The National Theatre in 1890 | Library of Congress
National Theatre today | Barbara Noe Kennedy

Continuing east on Pennsylvania Avenue, cross 14th Street. John Wilkes Booth expected Lincoln to be at this theater (then called Grover’s New Theatre) on the evening of April 14, but the president decided instead to go to Ford’s Theatre to see the latest performance of Laura Keene in Our American Cousin. But Lincoln’s son Tad was here, attending a performance of Aladdin; or, The Wonderful Lamp.

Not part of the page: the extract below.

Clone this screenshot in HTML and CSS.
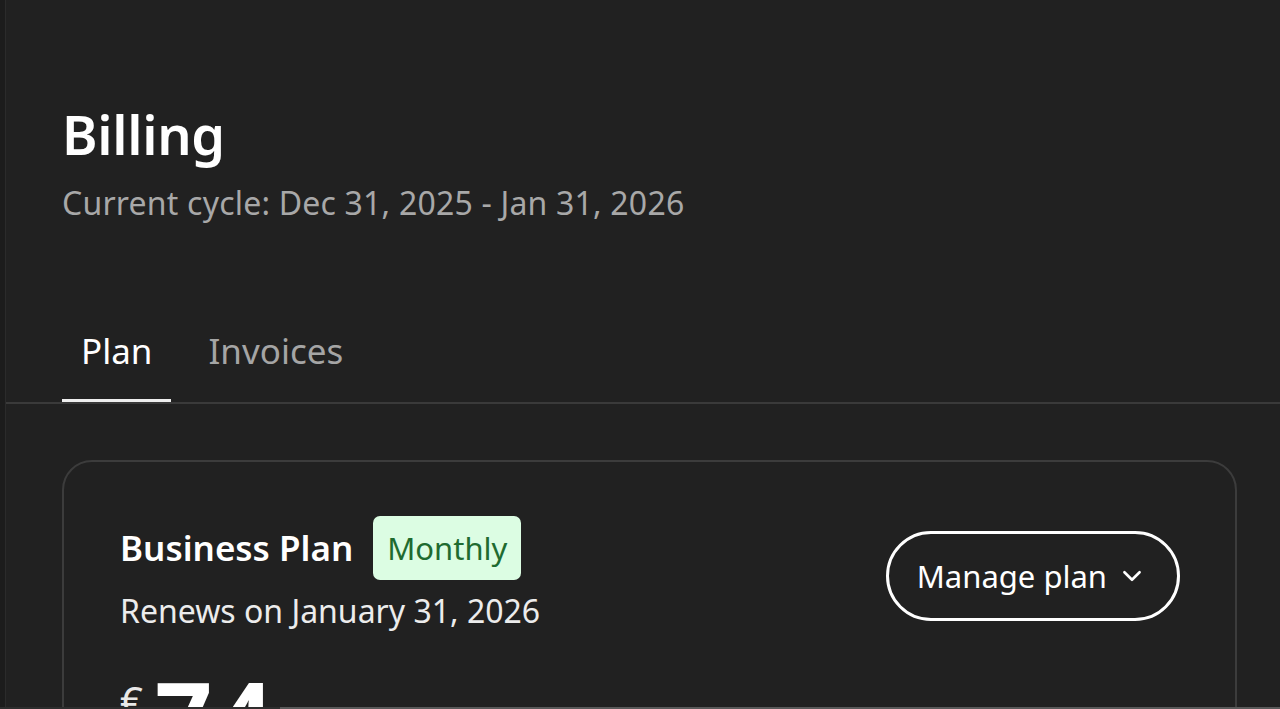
FILE: index.html
```html
<!DOCTYPE html>
<html>
<head>
<meta charset="utf-8">
<link rel="stylesheet" href="styles.css">
</head>
<body>
<div class="app">
  <div class="rail"></div>
  <main class="main">
    <header class="head">
      <h1 class="title">Billing</h1>
      <p class="cycle">Current cycle: Dec 31, 2025 - Jan 31, 2026</p>
    </header>
    <nav class="tabs">
      <div class="tab active">Plan</div>
      <div class="tab">Invoices</div>
    </nav>
    <section class="card">
      <div class="card-top">
        <div class="plan-info">
          <div class="plan-row">
            <span class="plan-name">Business Plan</span>
            <span class="badge">Monthly</span>
          </div>
          <div class="renew">Renews on January 31, 2026</div>
        </div>
        <button class="manage">Manage plan
          <svg class="chev" width="26" height="26" viewBox="0 0 24 24" fill="none" stroke="#fff" stroke-width="2.4" stroke-linecap="round" stroke-linejoin="round"><path d="M5 8.5l7 7 7-7"/></svg>
        </button>
      </div>
      <div class="price"><span class="cur">€</span><span class="amt">74</span></div>
    </section>
  </main>
</div>
<div class="bottom-edge"><span class="seg-a"></span><span class="seg-b"></span></div>
</body>
</html>
```
FILE: styles.css
```css
* { box-sizing: border-box; }
html, body { margin: 0; height: 100%; }
body {
  background: #212121;
  color: #fff;
  font-family: "Noto Sans", "Open Sans", sans-serif;
  overflow: hidden;
}
.app { display: flex; height: 709px; overflow: hidden; }
.rail {
  width: 6px;
  flex: none;
  background: #1c1c1c;
  border-right: 1px solid #2b2b2b;
}
.main { flex: 1; min-width: 0; }
.head { padding: 96px 0 0 56px; }
.title {
  margin: 0;
  font-size: 54px;
  font-weight: 600;
  line-height: 76px;
  letter-spacing: -0.3px;
}
.cycle {
  margin: 11px 0 0;
  font-size: 32px;
  line-height: 40px;
  color: #a8a8a8;
  letter-spacing: 0.2px;
}
.tabs {
  display: flex;
  margin-top: 102px;
  padding-left: 56px;
  border-bottom: 2px solid #3a3a3a;
}
.tab {
  font-size: 35px;
  line-height: 44px;
  padding: 4px 19px 29px;
  color: #a5a5a5;
}
.tab + .tab { margin-left: 18px; }
.tab.active {
  color: #fff;
  box-shadow: inset 0 -3px 0 #eeeeee;
}
.card {
  margin: 56px 43px 0 56px;
  border: 2px solid #3c3c3c;
  border-radius: 30px;
  padding: 54px 55px 0 56px;
  height: 340px;
}
.card-top { display: flex; justify-content: space-between; align-items: center; }
.plan-row { display: flex; align-items: center; gap: 20px; }
.plan-name { font-size: 35px; font-weight: 600; line-height: 64px; }
.badge {
  background: #dcfde3;
  color: #1f6b30;
  font-size: 31px;
  line-height: 64px;
  padding: 0 14px;
  border-radius: 7px;
}
.renew { font-size: 32px; line-height: 40px; color: #ececec; margin-top: 11px; }
.manage {
  display: flex;
  align-items: center;
  gap: 12px;
  background: transparent;
  color: #fff;
  border: 3px solid #fff;
  border-radius: 46px;
  height: 90px;
  padding: 0 32px 0 28px;
  font-family: inherit;
  font-size: 31px;
  margin-top: 4px;
}
.price { margin-top: 35px; display: flex; align-items: flex-start; gap: 12px; }
.cur { font-size: 40px; line-height: 1; color: #e8e8e8; margin-top: 15px; }
.amt { font-size: 100px; font-weight: 700; line-height: 1; letter-spacing: 4px; }
.bottom-edge {
  position: fixed;
  left: 0;
  right: 0;
  bottom: 0;
  height: 2px;
  display: flex;
}
.seg-a { width: 280px; background: #2e2e2e; }
.seg-b { flex: 1; background: #5a5a5a; }
```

Corporal James Tanner, a wounded Union veteran, described the arrival of the news:  “While sitting there witnessing the play about ten o’clock or rather a little after, the entrance door was thrown open and a man exclaimed, “President Lincoln is assassinated in his private box at Ford’s!’ Instantly all was excitement and a terrible rush commended and someone cried out, ‘Sit down, it is a ruse of pickpockets.’ The audience generally agreed to this, for the most part of them sat down, and the play went on; soon, however, a gentleman came out from behind the scenes and informed as that the sad news was too true. We instantly dispersed.” Poor Tad heard all this and was quickly escorted, distraught, to the White House.